It should come as no surprise that U.S. Customs and Border Protection is losing people at a rate that isn’t sustainable. With the constant assault on their motives, credibility, and morality, morale is taking a hit in the agency.
Field agents are required to learn a combination of military and law enforcement style skillsets. This makes the job exciting and interesting to people, but also means getting through the training process isn’t as easy as many jobs out there.
It also means that getting people through the training takes longer than usual.
Border security is once again in the headlines as the Trump administration tries to deal with another immigration crisis. President Donald Trump and many of his GOP counterparts have been demanding a significant increase in the number of U.S. Border Patrol agents assigned to the southwest border as a way of preventing more illegal crossings and apprehending more migrants attempting to enter the U.S. illegally. However, a recent government report indicates that Border Patrol is losing more agents than it can hire.

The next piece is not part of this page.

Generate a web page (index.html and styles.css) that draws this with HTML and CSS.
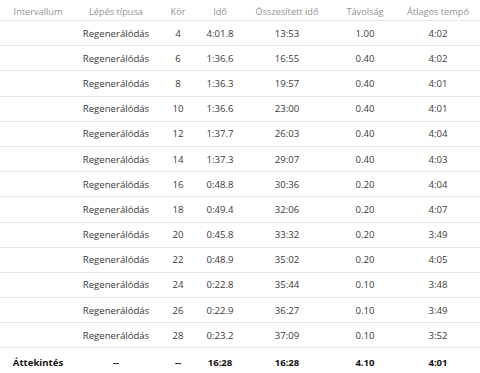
FILE: index.html
```html
<!DOCTYPE html>
<html lang="hu">
<head>
    <meta charset="UTF-8">
    <meta name="viewport" content="width=device-width, initial-scale=1.0">
    <title>Körök</title>
    <link rel="stylesheet" href="styles.css">
</head>
<body>
    <table class="laps">
        <colgroup>
            <col class="c-interval">
            <col class="c-type">
            <col class="c-lap">
            <col class="c-time">
            <col class="c-total">
            <col class="c-dist">
            <col class="c-pace">
        </colgroup>
        <thead>
            <tr>
                <th>Intervallum</th>
                <th>Lépés típusa</th>
                <th>Kör</th>
                <th>Idő</th>
                <th>Összesített idő</th>
                <th>Távolság</th>
                <th>Átlagos tempó</th>
            </tr>
        </thead>
        <tbody>
            <tr><td></td><td>Regenerálódás</td><td>4</td><td>4:01.8</td><td>13:53</td><td>1.00</td><td>4:02</td></tr>
            <tr><td></td><td>Regenerálódás</td><td>6</td><td>1:36.6</td><td>16:55</td><td>0.40</td><td>4:02</td></tr>
            <tr><td></td><td>Regenerálódás</td><td>8</td><td>1:36.3</td><td>19:57</td><td>0.40</td><td>4:01</td></tr>
            <tr><td></td><td>Regenerálódás</td><td>10</td><td>1:36.6</td><td>23:00</td><td>0.40</td><td>4:01</td></tr>
            <tr><td></td><td>Regenerálódás</td><td>12</td><td>1:37.7</td><td>26:03</td><td>0.40</td><td>4:04</td></tr>
            <tr><td></td><td>Regenerálódás</td><td>14</td><td>1:37.3</td><td>29:07</td><td>0.40</td><td>4:03</td></tr>
            <tr><td></td><td>Regenerálódás</td><td>16</td><td>0:48.8</td><td>30:36</td><td>0.20</td><td>4:04</td></tr>
            <tr><td></td><td>Regenerálódás</td><td>18</td><td>0:49.4</td><td>32:06</td><td>0.20</td><td>4:07</td></tr>
            <tr><td></td><td>Regenerálódás</td><td>20</td><td>0:45.8</td><td>33:32</td><td>0.20</td><td>3:49</td></tr>
            <tr><td></td><td>Regenerálódás</td><td>22</td><td>0:48.9</td><td>35:02</td><td>0.20</td><td>4:05</td></tr>
            <tr><td></td><td>Regenerálódás</td><td>24</td><td>0:22.8</td><td>35:44</td><td>0.10</td><td>3:48</td></tr>
            <tr><td></td><td>Regenerálódás</td><td>26</td><td>0:22.9</td><td>36:27</td><td>0.10</td><td>3:49</td></tr>
            <tr><td></td><td>Regenerálódás</td><td>28</td><td>0:23.2</td><td>37:09</td><td>0.10</td><td>3:52</td></tr>
        </tbody>
        <tfoot>
            <tr><td>Áttekintés</td><td>--</td><td>--</td><td>16:28</td><td>16:28</td><td>4.10</td><td>4:01</td></tr>
        </tfoot>
    </table>
</body>
</html>
```

FILE: styles.css
```css
body {
    margin: 0;
    background: #fff;
    font-family: "Open Sans", sans-serif;
    font-size: 9.6px;
    color: #3a3a3a;
}
.laps {
    width: 480px;
    border-collapse: collapse;
    table-layout: fixed;
}
.c-interval { width: 76px; }
.c-type { width: 80px; }
.c-lap { width: 44px; }
.c-time { width: 40px; }
.c-total { width: 94px; }
.c-dist { width: 62px; }
.c-pace { width: 84px; }
.laps th,
.laps td {
    padding: 0;
    text-align: center;
    white-space: nowrap;
    border-bottom: 1px solid #e6e6e6;
}
.laps th {
    height: 17px;
    padding-top: 3px;
    font-size: 9.2px;
    font-weight: normal;
    color: #929292;
}
.laps tbody td {
    height: 24.2px;
}
.laps tfoot td {
    height: 22px;
    padding-top: 3px;
    font-weight: bold;
    color: #111;
    border-bottom: none;
}
```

This isn’t for lack of effort in recruiting by U.S. Customs and Border Protection (CBP). According to a June 2018 report by the Government Accountability Office (GAO), job applications for the agency’s various branches more than tripled between fiscal years 2013 and 2017, largely as a result of focused recruiting efforts. CBP also improved its hiring process as demonstrated by two key metrics—reducing its time-to-hire and increasing the percentage of applicants that are hired. Border Patrol applicants in particular have been frustrated by the long wait involved, which was taking as long as two years to go through the interview, background check, and training process.
But despite these efforts, CBP is losing agents faster than it can hire and train them. Field positions for the typical agent are a unique mix of both law enforcement and military-type duties. Many agents—especially those in the Border Patrol—are working in remote and austere environments. In past years, CBP established forward operating bases, or FOBs, where agents would camp out for one or two weeks at a time so they could respond more quickly to border incursions. However, this was akin to a short-term military deployment (without the military benefits), and tended to have a negative impact on morale.
What happens if they continue to lose people faster than they can replace them? What does that mean for U.S. borders?